## [REQUEST]
Every line below should be copied exactly; drop the pictures.

[begin MATERIAL PROVIDED]

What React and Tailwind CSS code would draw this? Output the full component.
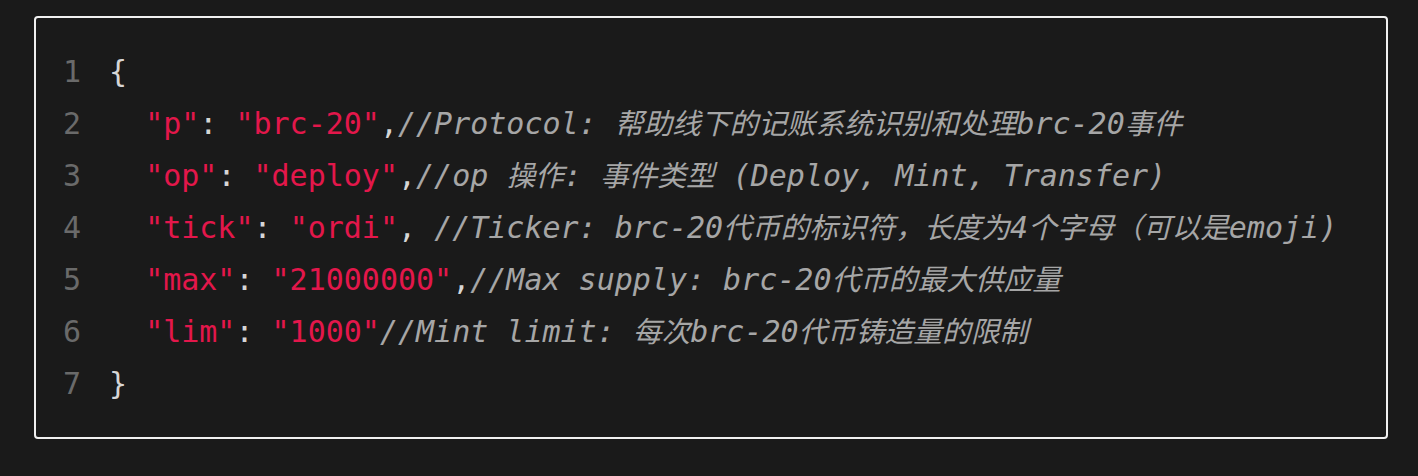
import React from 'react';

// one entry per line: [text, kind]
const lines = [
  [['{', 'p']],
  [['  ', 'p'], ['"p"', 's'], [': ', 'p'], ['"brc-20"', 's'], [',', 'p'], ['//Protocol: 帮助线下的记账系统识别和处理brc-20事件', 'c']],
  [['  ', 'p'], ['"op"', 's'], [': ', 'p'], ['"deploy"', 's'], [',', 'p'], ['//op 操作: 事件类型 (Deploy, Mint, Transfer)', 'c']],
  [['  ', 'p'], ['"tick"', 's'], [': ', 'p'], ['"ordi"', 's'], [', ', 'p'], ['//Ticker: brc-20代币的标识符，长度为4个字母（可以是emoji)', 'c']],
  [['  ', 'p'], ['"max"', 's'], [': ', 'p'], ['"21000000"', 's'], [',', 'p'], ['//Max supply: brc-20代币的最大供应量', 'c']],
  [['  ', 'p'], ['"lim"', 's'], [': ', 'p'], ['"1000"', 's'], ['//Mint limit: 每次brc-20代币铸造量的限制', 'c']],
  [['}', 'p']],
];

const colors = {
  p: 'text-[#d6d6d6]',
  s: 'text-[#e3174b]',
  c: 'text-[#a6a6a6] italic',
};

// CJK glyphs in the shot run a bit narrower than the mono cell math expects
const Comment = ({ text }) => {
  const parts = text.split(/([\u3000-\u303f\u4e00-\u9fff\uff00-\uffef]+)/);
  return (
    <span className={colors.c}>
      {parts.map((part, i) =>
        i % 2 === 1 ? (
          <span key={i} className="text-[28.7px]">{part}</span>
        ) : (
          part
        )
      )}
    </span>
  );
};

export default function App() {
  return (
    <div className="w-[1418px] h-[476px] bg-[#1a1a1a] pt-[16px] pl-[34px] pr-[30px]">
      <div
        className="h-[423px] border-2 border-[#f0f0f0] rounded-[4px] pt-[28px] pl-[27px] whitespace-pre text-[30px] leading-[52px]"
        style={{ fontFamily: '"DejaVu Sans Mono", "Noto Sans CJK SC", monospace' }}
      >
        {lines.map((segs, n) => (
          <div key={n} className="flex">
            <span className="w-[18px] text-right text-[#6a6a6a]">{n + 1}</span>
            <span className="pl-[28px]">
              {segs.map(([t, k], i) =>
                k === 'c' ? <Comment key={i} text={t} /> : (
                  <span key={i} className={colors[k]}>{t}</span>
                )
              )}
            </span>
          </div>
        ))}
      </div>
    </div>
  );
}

[end MATERIAL PROVIDED]

## [SOLVED EXERCISE]
What React and Tailwind CSS code would draw this? Output the full component.
import React from 'react';

// one entry per line: [text, kind]
const lines = [
  [['{', 'p']],
  [['  ', 'p'], ['"p"', 's'], [': ', 'p'], ['"brc-20"', 's'], [',', 'p'], ['//Protocol: 帮助线下的记账系统识别和处理brc-20事件', 'c']],
  [['  ', 'p'], ['"op"', 's'], [': ', 'p'], ['"deploy"', 's'], [',', 'p'], ['//op 操作: 事件类型 (Deploy, Mint, Transfer)', 'c']],
  [['  ', 'p'], ['"tick"', 's'], [': ', 'p'], ['"ordi"', 's'], [', ', 'p'], ['//Ticker: brc-20代币的标识符，长度为4个字母（可以是emoji)', 'c']],
  [['  ', 'p'], ['"max"', 's'], [': ', 'p'], ['"21000000"', 's'], [',', 'p'], ['//Max supply: brc-20代币的最大供应量', 'c']],
  [['  ', 'p'], ['"lim"', 's'], [': ', 'p'], ['"1000"', 's'], ['//Mint limit: 每次brc-20代币铸造量的限制', 'c']],
  [['}', 'p']],
];

const colors = {
  p: 'text-[#d6d6d6]',
  s: 'text-[#e3174b]',
  c: 'text-[#a6a6a6] italic',
};

// CJK glyphs in the shot run a bit narrower than the mono cell math expects
const Comment = ({ text }) => {
  const parts = text.split(/([\u3000-\u303f\u4e00-\u9fff\uff00-\uffef]+)/);
  return (
    <span className={colors.c}>
      {parts.map((part, i) =>
        i % 2 === 1 ? (
          <span key={i} className="text-[28.7px]">{part}</span>
        ) : (
          part
        )
      )}
    </span>
  );
};

export default function App() {
  return (
    <div className="w-[1418px] h-[476px] bg-[#1a1a1a] pt-[16px] pl-[34px] pr-[30px]">
      <div
        className="h-[423px] border-2 border-[#f0f0f0] rounded-[4px] pt-[28px] pl-[27px] whitespace-pre text-[30px] leading-[52px]"
        style={{ fontFamily: '"DejaVu Sans Mono", "Noto Sans CJK SC", monospace' }}
      >
        {lines.map((segs, n) => (
          <div key={n} className="flex">
            <span className="w-[18px] text-right text-[#6a6a6a]">{n + 1}</span>
            <span className="pl-[28px]">
              {segs.map(([t, k], i) =>
                k === 'c' ? <Comment key={i} text={t} /> : (
                  <span key={i} className={colors[k]}>{t}</span>
                )
              )}
            </span>
          </div>
        ))}
      </div>
    </div>
  );
}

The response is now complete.